§ **Given exercise**
List each line of the data in which the string "components" appears.
───── Supplied material ─────
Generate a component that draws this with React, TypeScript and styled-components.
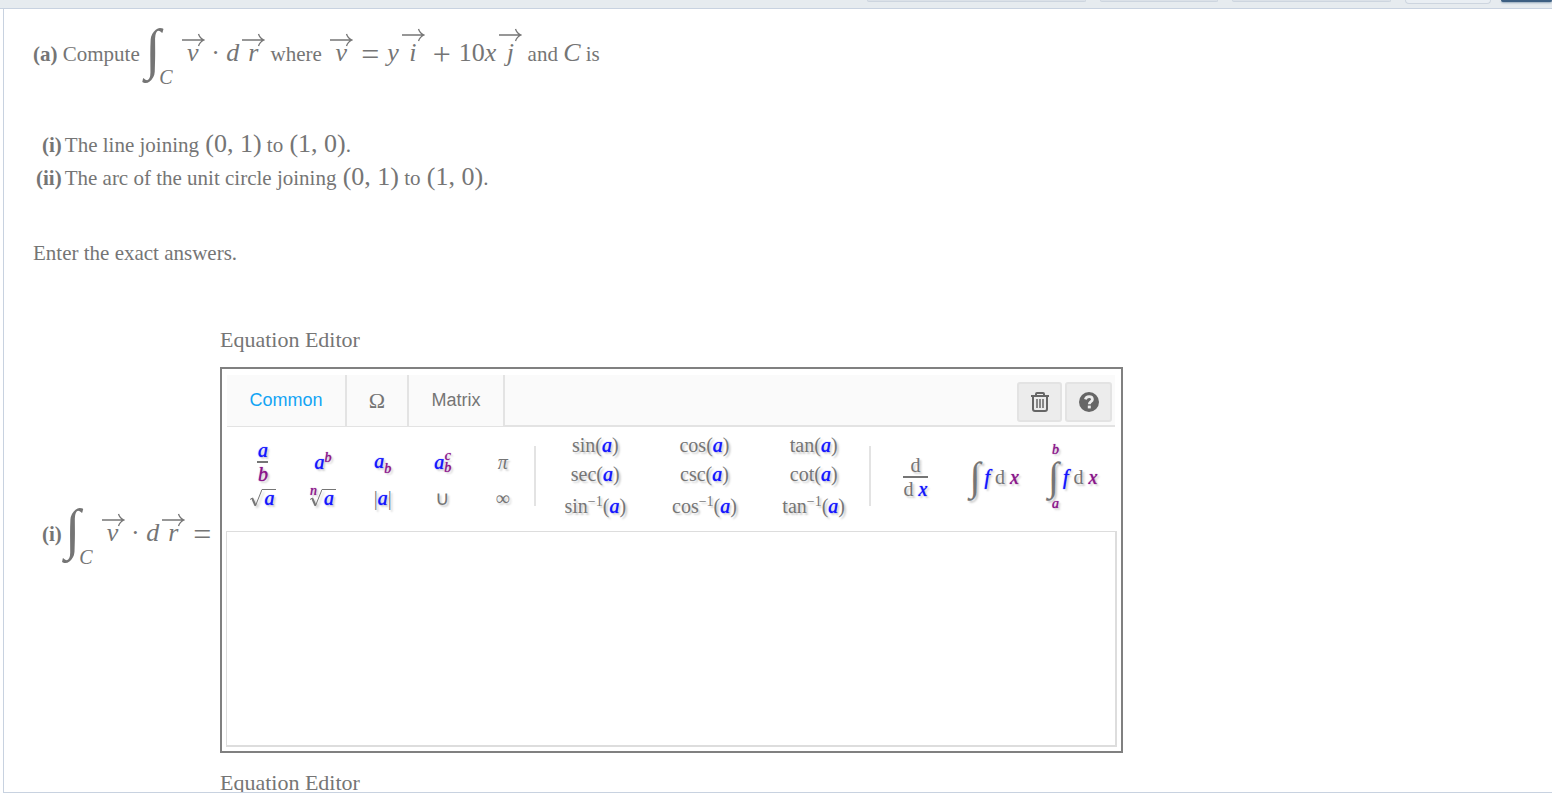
import React from "react";
import styled, { createGlobalStyle } from "styled-components";

const serif = `"Liberation Serif", "Times New Roman", serif`;
const sans = `"Liberation Sans", Arial, sans-serif`;
const ink = "#757575";

const GlobalStyle = createGlobalStyle`
  * { box-sizing: border-box; }
  body { margin: 0; background: #fff; }
`;

const Page = styled.div`
  display: flex;
  flex-direction: column;
  height: 100vh;
  padding-bottom: 2px;
  overflow: hidden;
  font-family: ${serif};
  font-size: 21px;
  line-height: 24px;
  color: ${ink};
`;

const TopBar = styled.header`
  flex: none;
  display: flex;
  justify-content: flex-end;
  align-items: flex-start;
  gap: 14px;
  height: 9px;
  overflow: hidden;
  background: #e6ebef;
  border-bottom: 1px solid #c8d2e0;
`;

const BarPair = styled.div`
  display: flex;
  align-items: flex-start;
  gap: 10px;
`;

const BarButton = styled.button<{ $width: number; $tone?: "light" | "dark" }>`
  flex: none;
  width: ${(p) => p.$width}px;
  height: ${(p) => (p.$tone === "light" ? 4 : 2)}px;
  padding: 0;
  border: 1px solid ${(p) => (p.$tone === "dark" ? "#3d5f82" : "#cdd5df")};
  border-top: 0;
  border-radius: 0 0 4px 4px;
  background: ${(p) => (p.$tone === "dark" ? "#3d5f82" : p.$tone === "light" ? "#e9eef3" : "#dbe1e8")};
  box-shadow: ${(p) => (p.$tone === "dark" ? "0 1px 2px #8fa3b8" : "none")};
`;

const Panel = styled.main`
  flex: 1;
  min-height: 0;
  overflow: hidden;
  margin-left: 3px;
  padding: 12px 16px 0 29px;
  border-left: 1px solid #c8d2e0;
  border-bottom: 1px solid #c8d2e0;
`;

const Prompt = styled.p`
  margin: 0;
  height: 108px;
  white-space: nowrap;
`;

const PathList = styled.ul`
  margin: 0;
  padding: 0;
  list-style: none;
  line-height: 33px;
`;

const PathItem = styled.li<{ $indent: number }>`
  height: 33px;
  padding-left: ${(p) => p.$indent}px;
`;

const Mark = styled.b`
  margin-right: 3px;
`;

const Instruction = styled.p`
  margin: 46px 0 0;
`;

const M = styled.span`
  font-size: 26px;
  line-height: 24px;
  white-space: pre;
`;

const Point = styled(M)`
  margin-left: 1px;
`;

const Op = styled.span`
  margin: 0 8px;
  font-size: 32px;
  line-height: 24px;
  vertical-align: -4px;
`;

const V = styled.i`
  font-size: 26px;
  line-height: 24px;
`;

const VecBox = styled.span<{ $raise: number }>`
  display: inline-block;
  margin-left: 2px;
  text-align: center;
  font-size: 26px;
  font-style: italic;
  line-height: 24px;
  svg {
    display: block;
    margin-bottom: ${(p) => p.$raise}px;
  }
`;

const IntegralBox = styled.span`
  font-size: 56px;
  font-style: italic;
  line-height: 56px;
  vertical-align: -7px;
`;

const IntegralLimit = styled.sub`
  margin: 0 6px 0 -1px;
  font-size: 20px;
  font-style: italic;
  line-height: 10px;
  vertical-align: -23px;
`;

function Vec({ children, raise = -6 }: { children: string; raise?: number }) {
  return (
    <VecBox $raise={raise}>
      <svg width="24" height="14" viewBox="0 0 24 14" fill="none" stroke={ink} strokeWidth="1.3">
        <path d="M1 7H23M17.5 1C18.5 4 20.5 6 23 7C20.5 8 18.5 10 17.5 13" />
      </svg>
      {children}
    </VecBox>
  );
}

function LineIntegral() {
  return (
    <>
      <IntegralBox>∫</IntegralBox>
      <IntegralLimit>C</IntegralLimit>
      <Vec>v</Vec>
      <M> · </M>
      <V>d</V>
      <Vec>r</Vec>
    </>
  );
}

const AnswerRow = styled.section`
  display: flex;
  margin-top: 63px;
`;

const AnswerLabel = styled.div`
  flex: none;
  width: 187px;
  padding: 173px 0 0 9px;
  white-space: nowrap;
`;

const EditorColumn = styled.div`
  flex: 1;
  min-width: 0;
  max-width: 903px;
`;

const EditorTitle = styled.h2`
  margin: 0 0 15px;
  font-size: 22px;
  font-weight: normal;
  line-height: 24px;
`;

const EditorBox = styled.div`
  margin-bottom: 18px;
  padding: 6px 4px 4px;
  border: 2px solid #808080;
`;

const TabBar = styled.div`
  display: flex;
  height: 52px;
  margin: 0 2px 0 1px;
  background: #fafafa;
`;

const Tab = styled.button<{ $active?: boolean; $width: number }>`
  flex: none;
  width: ${(p) => p.$width}px;
  padding: 0;
  border: 0;
  border-right: 2px solid #e3e3e3;
  border-bottom: 1px solid #e3e3e3;
  background: transparent;
  color: ${(p) => (p.$active ? "#12a4f4" : "#757575")};
  font-family: ${sans};
  font-size: 18px;
`;

const Omega = styled.span`
  font-family: ${serif};
  font-size: 22px;
`;

const TabActions = styled.div`
  flex: 1;
  display: flex;
  justify-content: flex-end;
  gap: 3px;
  padding: 7px 3px 3px 0;
  border-bottom: 2px solid #e3e3e3;
`;

const ActionButton = styled.button<{ $width: number }>`
  display: grid;
  place-items: center;
  width: ${(p) => p.$width}px;
  height: 40px;
  padding: 0;
  border: 2px solid #e3e3e3;
  border-radius: 3px;
  background: #ececec;
  color: #666;
`;

const Keys = styled.div`
  display: flex;
  height: 104px;
  padding: 0 5px 0 7px;
`;

const Divider = styled.div`
  flex: none;
  width: 2px;
  height: 60px;
  margin: 19px 5px 0 1px;
  background: #e3e3e3;
`;

const Group = styled.div<{ $share: number; $cols: number; $rows: string; $top: number }>`
  flex: ${(p) => p.$share} 1 0;
  display: grid;
  grid-template-columns: repeat(${(p) => p.$cols}, 1fr);
  grid-template-rows: ${(p) => p.$rows};
  align-content: start;
  padding-top: ${(p) => p.$top}px;
`;

const Key = styled.button`
  display: flex;
  align-items: center;
  justify-content: center;
  min-width: 0;
  padding: 0;
  border: 0;
  background: transparent;
  color: ${ink};
  font-family: ${serif};
  font-size: 20px;
  line-height: 24px;
  text-shadow: 2px 2px 2px #ccc;
  white-space: nowrap;
  sup, sub { font-size: 14px; line-height: 14px; }
  svg { filter: drop-shadow(2px 2px 1px #ccc); }
`;

const A = styled.i`
  color: #1414ff;
  text-shadow: 0 0 1px currentColor, 2px 2px 2px #ccc;
`;

const B = styled(A)`
  color: #8b148b;
`;

const Raised = styled.sup`
  vertical-align: 7px;
`;

const Stack = styled.span`
  display: inline-flex;
  flex-direction: column;
  align-items: center;
`;

const ScriptPair = styled(Stack)`
  font-size: 14px;
  line-height: 12px;
`;

const Fraction = styled(Stack)<{ $wide?: boolean }>`
  line-height: 22px;
  & > :first-child {
    min-width: ${(p) => (p.$wide ? 25 : 11)}px;
    border-bottom: 2px solid ${ink};
  }
`;

const Root = styled.span`
  display: flex;
  align-items: flex-start;
`;

const Radicand = styled.span`
  padding: 0 2px;
  border-top: 1px solid ${ink};
  line-height: 16px;
`;

const RootIndex = styled.span`
  margin: -4px -8px 0 0;
  font-size: 14px;
  line-height: 12px;
`;

const KeyIntegral = styled.span`
  margin-right: 4px;
  font-size: 40px;
  font-style: italic;
  line-height: 40px;
`;

const Limit = styled.span`
  font-size: 14px;
  line-height: 14px;
`;

const Workspace = styled.textarea`
  display: block;
  width: 100%;
  height: 216px;
  padding: 8px;
  border: solid #ddd;
  border-width: 1px 2px 2px 1px;
  outline: 0;
  resize: none;
  background: #fff;
  font-family: ${serif};
  font-size: 20px;
`;

function TrashIcon() {
  return (
    <svg width="20" height="22" viewBox="0 0 20 22" fill="none" stroke="currentColor" strokeWidth="2">
      <path d="M1 5H19M6 5V3Q6 2 7 2H13Q14 2 14 3V5M3 5V18Q3 20 5 20H15Q17 20 17 18V5" />
      <path d="M7 8V17M10 8V17M13 8V17" strokeWidth="1.5" />
    </svg>
  );
}

function HelpIcon() {
  return (
    <svg width="20" height="20" viewBox="0 0 20 20" fill="none">
      <circle cx="10" cy="10" r="10" fill="currentColor" />
      <path d="M6.4 7.4C7.2 3.6 13.4 3.8 13.4 7.4C13.4 9.8 10.3 9.6 10.3 12.2" stroke="#ececec" strokeWidth="2.8" />
      <rect x="8.8" y="13.6" width="3" height="2.8" fill="#ececec" />
    </svg>
  );
}

function RadicalSign() {
  return (
    <svg width="13" height="18" viewBox="0 0 13 18" fill="none" stroke={ink}>
      <path d="M1 10.5L3.5 9" strokeWidth="1" />
      <path d="M3.2 9.2L6.4 16.5" strokeWidth="2" />
      <path d="M6.4 17L13 0.5" strokeWidth="1" />
    </svg>
  );
}

function FunctionKey({ name, inverse }: { name: string; inverse?: boolean }) {
  return (
    <Key type="button">
      <span>
        {name}
        {inverse && <Raised>−1</Raised>}(<A>a</A>)
      </span>
    </Key>
  );
}

function Differential() {
  return (
    <span>
      <A>f</A> d <B>x</B>
    </span>
  );
}

function CommonKeys() {
  return (
    <Keys>
      <Group $share={300} $cols={5} $rows="44px 28px" $top={13}>
        <Key type="button">
          <Fraction>
            <A>a</A>
            <B>b</B>
          </Fraction>
        </Key>
        <Key type="button">
          <span><A>a</A><Raised><B>b</B></Raised></span>
        </Key>
        <Key type="button">
          <span><A>a</A><sub><B>b</B></sub></span>
        </Key>
        <Key type="button">
          <A>a</A>
          <ScriptPair><B>c</B><B>b</B></ScriptPair>
        </Key>
        <Key type="button"><i>π</i></Key>
        <Key type="button">
          <Root><RadicalSign /><Radicand><A>a</A></Radicand></Root>
        </Key>
        <Key type="button">
          <Root>
            <RootIndex><B>n</B></RootIndex>
            <RadicalSign />
            <Radicand><A>a</A></Radicand>
          </Root>
        </Key>
        <Key type="button">
          <span>|<A>a</A>|</span>
        </Key>
        <Key type="button">∪</Key>
        <Key type="button">∞</Key>
      </Group>
      <Divider />
      <Group $share={328} $cols={3} $rows="30px 28px 36px" $top={3}>
        <FunctionKey name="sin" />
        <FunctionKey name="cos" />
        <FunctionKey name="tan" />
        <FunctionKey name="sec" />
        <FunctionKey name="csc" />
        <FunctionKey name="cot" />
        <FunctionKey name="sin" inverse />
        <FunctionKey name="cos" inverse />
        <FunctionKey name="tan" inverse />
      </Group>
      <Divider />
      <Group $share={236} $cols={3} $rows="72px" $top={14}>
        <Key type="button">
          <Fraction $wide>
            <span>d</span>
            <span>d <A>x</A></span>
          </Fraction>
        </Key>
        <Key type="button">
          <KeyIntegral>∫</KeyIntegral>
          <Differential />
        </Key>
        <Key type="button">
          <Stack>
            <Limit><B>b</B></Limit>
            <KeyIntegral>∫</KeyIntegral>
            <Limit><B>a</B></Limit>
          </Stack>
          <Differential />
        </Key>
      </Group>
    </Keys>
  );
}

export default function App() {
  return (
    <>
      <GlobalStyle />
      <Page>
        <TopBar>
          <BarButton $width={219} aria-label="Previous" />
          <BarButton $width={118} aria-label="List" />
          <BarButton $width={159} aria-label="Next" />
          <BarPair>
            <BarButton $width={86} $tone="light" aria-label="Save" />
            <BarButton $width={51} $tone="dark" aria-label="Submit" />
          </BarPair>
        </TopBar>
        <Panel>
          <Prompt>
            <b>(a)</b> Compute <LineIntegral /> where <Vec>v</Vec>
            <Op>=</Op>
            <V>y</V>
            <Vec raise={-1}>i</Vec>
            <Op>+</Op>
            <M>10</M>
            <V>x</V>
            <Vec raise={-1}>j</Vec> and <V>C</V> is
          </Prompt>
          <PathList>
            <PathItem $indent={9}>
              <Mark>(i)</Mark>The line joining <Point>(0, 1)</Point> to <Point>(1, 0)</Point>.
            </PathItem>
            <PathItem $indent={3}>
              <Mark>(ii)</Mark>The arc of the unit circle joining <Point>(0, 1)</Point> to <Point>(1, 0)</Point>.
            </PathItem>
          </PathList>
          <Instruction>Enter the exact answers.</Instruction>
          <AnswerRow>
            <AnswerLabel>
              <Mark>(i)</Mark>
              <LineIntegral />
              <Op>=</Op>
            </AnswerLabel>
            <EditorColumn>
              <EditorTitle>Equation Editor</EditorTitle>
              <EditorBox>
                <TabBar>
                  <Tab type="button" $width={120} $active>Common</Tab>
                  <Tab type="button" $width={62} aria-label="Symbols"><Omega>Ω</Omega></Tab>
                  <Tab type="button" $width={96}>Matrix</Tab>
                  <TabActions>
                    <ActionButton type="button" $width={45} aria-label="Clear"><TrashIcon /></ActionButton>
                    <ActionButton type="button" $width={47} aria-label="Help"><HelpIcon /></ActionButton>
                  </TabActions>
                </TabBar>
                <CommonKeys />
                <Workspace aria-label="Equation" />
              </EditorBox>
              <EditorTitle>Equation Editor</EditorTitle>
            </EditorColumn>
          </AnswerRow>
        </Panel>
      </Page>
    </>
  );
}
─────
§ **Response to this exercise**
Generate a component that draws this with React, TypeScript and styled-components.
import styled, { createGlobalStyle } from "styled-components";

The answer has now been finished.